**SOURCE RECORDS**
--- --- ---

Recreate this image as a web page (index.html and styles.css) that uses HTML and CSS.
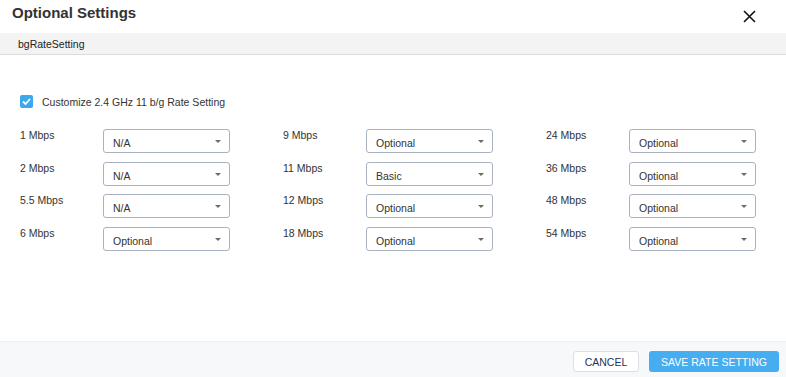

--- --- ---

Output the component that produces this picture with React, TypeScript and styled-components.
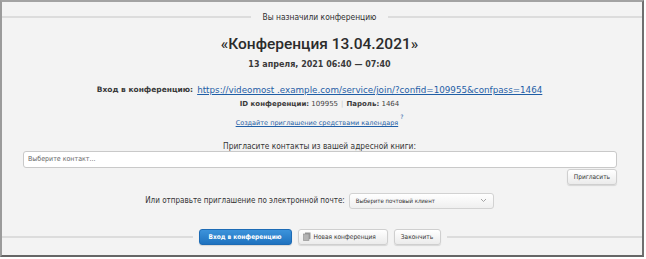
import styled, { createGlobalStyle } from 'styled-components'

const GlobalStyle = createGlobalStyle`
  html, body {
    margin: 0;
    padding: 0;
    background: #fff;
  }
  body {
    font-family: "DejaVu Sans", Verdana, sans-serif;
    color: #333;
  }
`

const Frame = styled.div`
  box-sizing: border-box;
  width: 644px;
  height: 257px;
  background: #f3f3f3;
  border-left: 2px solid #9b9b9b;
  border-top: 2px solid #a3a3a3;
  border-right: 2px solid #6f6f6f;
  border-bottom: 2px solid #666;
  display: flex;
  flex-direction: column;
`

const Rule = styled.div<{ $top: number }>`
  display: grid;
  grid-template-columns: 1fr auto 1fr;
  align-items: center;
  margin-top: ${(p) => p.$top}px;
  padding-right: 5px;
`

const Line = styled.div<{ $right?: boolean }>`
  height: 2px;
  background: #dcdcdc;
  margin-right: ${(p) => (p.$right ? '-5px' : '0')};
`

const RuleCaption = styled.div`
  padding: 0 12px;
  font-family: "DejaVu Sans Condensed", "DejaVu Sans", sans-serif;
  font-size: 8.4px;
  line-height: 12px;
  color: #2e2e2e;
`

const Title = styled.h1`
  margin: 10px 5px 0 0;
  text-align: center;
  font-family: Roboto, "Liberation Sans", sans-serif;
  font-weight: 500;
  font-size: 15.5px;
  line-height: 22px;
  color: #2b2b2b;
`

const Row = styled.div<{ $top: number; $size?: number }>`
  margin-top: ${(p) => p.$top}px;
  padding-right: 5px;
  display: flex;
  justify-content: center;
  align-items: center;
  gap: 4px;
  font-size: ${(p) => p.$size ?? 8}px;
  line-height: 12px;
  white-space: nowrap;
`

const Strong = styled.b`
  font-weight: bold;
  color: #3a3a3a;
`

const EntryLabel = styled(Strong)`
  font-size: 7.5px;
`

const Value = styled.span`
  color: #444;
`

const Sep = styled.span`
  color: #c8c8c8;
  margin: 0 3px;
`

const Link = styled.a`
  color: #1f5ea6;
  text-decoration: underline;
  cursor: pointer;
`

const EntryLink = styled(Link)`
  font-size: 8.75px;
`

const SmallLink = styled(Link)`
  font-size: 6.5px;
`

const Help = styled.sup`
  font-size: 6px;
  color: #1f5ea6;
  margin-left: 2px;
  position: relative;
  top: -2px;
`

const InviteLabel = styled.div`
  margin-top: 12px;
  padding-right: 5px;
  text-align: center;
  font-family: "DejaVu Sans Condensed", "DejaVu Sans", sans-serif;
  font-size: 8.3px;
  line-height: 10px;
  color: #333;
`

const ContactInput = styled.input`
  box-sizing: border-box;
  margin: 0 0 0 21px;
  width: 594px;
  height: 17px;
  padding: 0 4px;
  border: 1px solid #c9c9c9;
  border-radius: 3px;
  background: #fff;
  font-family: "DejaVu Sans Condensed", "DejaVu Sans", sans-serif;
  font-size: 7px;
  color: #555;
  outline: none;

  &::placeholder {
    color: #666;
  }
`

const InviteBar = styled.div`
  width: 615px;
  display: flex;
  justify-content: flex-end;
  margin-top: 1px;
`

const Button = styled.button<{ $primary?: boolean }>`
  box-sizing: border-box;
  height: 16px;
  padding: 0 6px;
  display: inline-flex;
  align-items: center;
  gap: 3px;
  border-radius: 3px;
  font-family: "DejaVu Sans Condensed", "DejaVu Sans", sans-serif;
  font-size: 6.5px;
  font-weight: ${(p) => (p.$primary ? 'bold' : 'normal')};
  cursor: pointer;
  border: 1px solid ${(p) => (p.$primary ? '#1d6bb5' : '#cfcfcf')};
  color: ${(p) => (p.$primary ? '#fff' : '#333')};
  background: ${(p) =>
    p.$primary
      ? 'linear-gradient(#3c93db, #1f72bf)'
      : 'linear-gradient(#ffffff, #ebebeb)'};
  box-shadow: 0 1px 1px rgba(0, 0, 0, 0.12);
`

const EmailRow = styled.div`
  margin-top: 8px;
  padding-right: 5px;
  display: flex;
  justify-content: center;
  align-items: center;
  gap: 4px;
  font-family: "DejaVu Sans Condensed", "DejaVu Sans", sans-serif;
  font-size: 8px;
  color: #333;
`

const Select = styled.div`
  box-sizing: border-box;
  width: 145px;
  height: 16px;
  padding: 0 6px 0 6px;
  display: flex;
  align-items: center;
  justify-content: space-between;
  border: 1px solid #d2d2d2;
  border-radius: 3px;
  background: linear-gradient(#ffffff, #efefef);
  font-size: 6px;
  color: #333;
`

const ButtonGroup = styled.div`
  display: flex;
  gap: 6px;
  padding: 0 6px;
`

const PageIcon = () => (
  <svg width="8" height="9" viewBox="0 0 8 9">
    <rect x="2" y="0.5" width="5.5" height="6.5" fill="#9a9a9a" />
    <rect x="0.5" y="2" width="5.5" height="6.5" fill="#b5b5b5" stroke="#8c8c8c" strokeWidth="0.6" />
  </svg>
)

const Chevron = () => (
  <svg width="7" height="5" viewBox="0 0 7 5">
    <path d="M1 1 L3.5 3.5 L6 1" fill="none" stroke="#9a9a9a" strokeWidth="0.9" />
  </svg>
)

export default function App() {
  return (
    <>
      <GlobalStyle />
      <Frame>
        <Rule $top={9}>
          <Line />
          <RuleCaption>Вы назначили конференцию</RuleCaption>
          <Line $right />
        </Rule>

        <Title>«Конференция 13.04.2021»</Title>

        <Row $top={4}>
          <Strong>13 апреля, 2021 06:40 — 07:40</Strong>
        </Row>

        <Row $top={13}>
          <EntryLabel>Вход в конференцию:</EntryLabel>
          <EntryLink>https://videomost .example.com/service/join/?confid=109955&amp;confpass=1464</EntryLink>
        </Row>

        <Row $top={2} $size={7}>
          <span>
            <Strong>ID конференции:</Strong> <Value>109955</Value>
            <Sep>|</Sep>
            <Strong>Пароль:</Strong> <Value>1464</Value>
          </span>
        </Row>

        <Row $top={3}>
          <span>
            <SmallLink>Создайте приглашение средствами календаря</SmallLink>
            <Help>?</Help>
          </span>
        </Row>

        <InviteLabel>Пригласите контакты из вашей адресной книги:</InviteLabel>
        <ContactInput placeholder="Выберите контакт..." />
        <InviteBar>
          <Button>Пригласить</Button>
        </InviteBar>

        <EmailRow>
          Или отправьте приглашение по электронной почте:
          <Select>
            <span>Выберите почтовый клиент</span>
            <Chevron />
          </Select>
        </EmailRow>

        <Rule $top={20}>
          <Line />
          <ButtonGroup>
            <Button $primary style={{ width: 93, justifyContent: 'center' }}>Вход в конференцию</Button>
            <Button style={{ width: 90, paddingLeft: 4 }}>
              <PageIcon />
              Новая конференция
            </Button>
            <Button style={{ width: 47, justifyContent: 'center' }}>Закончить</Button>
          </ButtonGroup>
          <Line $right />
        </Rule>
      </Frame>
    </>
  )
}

--- --- ---

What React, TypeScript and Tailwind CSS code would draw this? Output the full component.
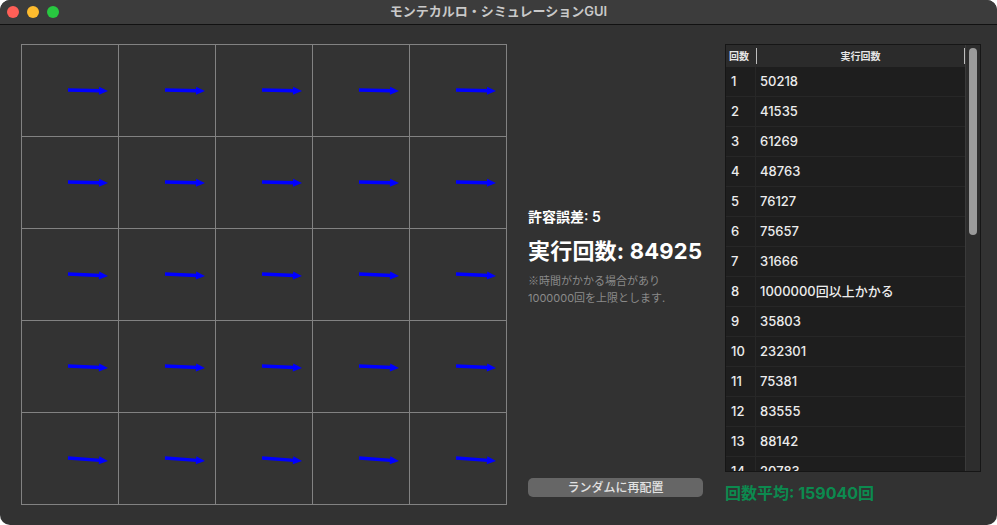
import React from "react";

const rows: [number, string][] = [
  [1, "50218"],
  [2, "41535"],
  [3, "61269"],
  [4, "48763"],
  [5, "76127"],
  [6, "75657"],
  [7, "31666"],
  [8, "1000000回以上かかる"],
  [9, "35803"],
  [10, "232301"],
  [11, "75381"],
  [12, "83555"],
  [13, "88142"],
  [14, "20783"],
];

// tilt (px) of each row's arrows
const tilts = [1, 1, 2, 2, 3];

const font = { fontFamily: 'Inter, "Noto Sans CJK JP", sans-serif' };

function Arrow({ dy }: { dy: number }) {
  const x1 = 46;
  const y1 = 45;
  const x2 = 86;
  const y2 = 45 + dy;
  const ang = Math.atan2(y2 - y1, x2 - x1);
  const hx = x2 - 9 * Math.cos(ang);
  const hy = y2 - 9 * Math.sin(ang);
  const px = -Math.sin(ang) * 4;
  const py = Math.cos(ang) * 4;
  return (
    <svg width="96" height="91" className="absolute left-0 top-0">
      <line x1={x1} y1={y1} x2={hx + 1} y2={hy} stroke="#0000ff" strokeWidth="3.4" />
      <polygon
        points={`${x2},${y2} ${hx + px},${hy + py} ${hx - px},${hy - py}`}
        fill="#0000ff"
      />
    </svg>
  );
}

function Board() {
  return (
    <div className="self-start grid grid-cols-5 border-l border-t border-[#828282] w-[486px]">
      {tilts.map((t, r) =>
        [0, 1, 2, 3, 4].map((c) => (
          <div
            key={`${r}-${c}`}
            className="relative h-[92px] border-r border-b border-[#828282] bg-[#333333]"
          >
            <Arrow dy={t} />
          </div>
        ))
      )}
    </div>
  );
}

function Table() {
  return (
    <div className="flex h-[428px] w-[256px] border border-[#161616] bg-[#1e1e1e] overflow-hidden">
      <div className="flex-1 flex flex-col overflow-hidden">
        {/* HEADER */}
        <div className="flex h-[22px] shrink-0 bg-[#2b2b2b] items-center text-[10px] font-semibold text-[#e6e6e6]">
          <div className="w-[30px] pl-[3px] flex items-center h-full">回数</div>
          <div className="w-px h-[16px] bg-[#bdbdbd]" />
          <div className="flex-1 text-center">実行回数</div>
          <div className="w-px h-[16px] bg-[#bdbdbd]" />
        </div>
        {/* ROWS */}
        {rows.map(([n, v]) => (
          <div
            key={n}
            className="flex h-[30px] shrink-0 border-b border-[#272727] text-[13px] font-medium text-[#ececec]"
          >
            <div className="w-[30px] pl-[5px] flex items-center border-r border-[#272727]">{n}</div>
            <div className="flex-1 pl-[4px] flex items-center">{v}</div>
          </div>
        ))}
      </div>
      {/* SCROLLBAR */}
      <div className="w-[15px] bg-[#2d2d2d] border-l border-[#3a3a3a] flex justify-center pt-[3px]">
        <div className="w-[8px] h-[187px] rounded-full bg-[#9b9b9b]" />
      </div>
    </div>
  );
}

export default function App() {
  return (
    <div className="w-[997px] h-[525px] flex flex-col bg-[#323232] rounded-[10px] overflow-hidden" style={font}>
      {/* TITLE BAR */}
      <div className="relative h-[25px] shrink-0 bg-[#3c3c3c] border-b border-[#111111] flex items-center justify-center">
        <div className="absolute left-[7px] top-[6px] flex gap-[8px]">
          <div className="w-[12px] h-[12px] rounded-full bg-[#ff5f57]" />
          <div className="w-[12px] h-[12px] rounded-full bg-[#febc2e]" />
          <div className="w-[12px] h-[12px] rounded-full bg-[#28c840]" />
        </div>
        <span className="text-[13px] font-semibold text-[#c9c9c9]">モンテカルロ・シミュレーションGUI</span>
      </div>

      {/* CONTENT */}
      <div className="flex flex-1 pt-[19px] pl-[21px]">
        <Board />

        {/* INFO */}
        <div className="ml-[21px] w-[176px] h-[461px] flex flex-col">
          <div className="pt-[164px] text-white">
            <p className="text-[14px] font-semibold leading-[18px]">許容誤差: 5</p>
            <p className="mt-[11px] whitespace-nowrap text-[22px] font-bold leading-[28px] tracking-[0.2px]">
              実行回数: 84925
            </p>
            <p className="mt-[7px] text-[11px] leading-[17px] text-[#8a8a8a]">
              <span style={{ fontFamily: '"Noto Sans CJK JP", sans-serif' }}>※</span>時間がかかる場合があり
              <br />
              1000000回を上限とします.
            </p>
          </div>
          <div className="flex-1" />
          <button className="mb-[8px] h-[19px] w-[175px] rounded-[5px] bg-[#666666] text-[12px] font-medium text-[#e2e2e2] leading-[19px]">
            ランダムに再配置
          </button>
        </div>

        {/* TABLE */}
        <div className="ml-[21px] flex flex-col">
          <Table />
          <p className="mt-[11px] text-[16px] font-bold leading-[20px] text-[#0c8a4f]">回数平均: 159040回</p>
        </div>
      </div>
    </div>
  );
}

--- --- ---

From the records above, transcribe exactly the lines starting at the one containing "What React, TypeScript" and ending at the one containing "import React from". Skip the pictures.

**TASK ANSWER**
What React, TypeScript and Tailwind CSS code would draw this? Output the full component.
import React from "react";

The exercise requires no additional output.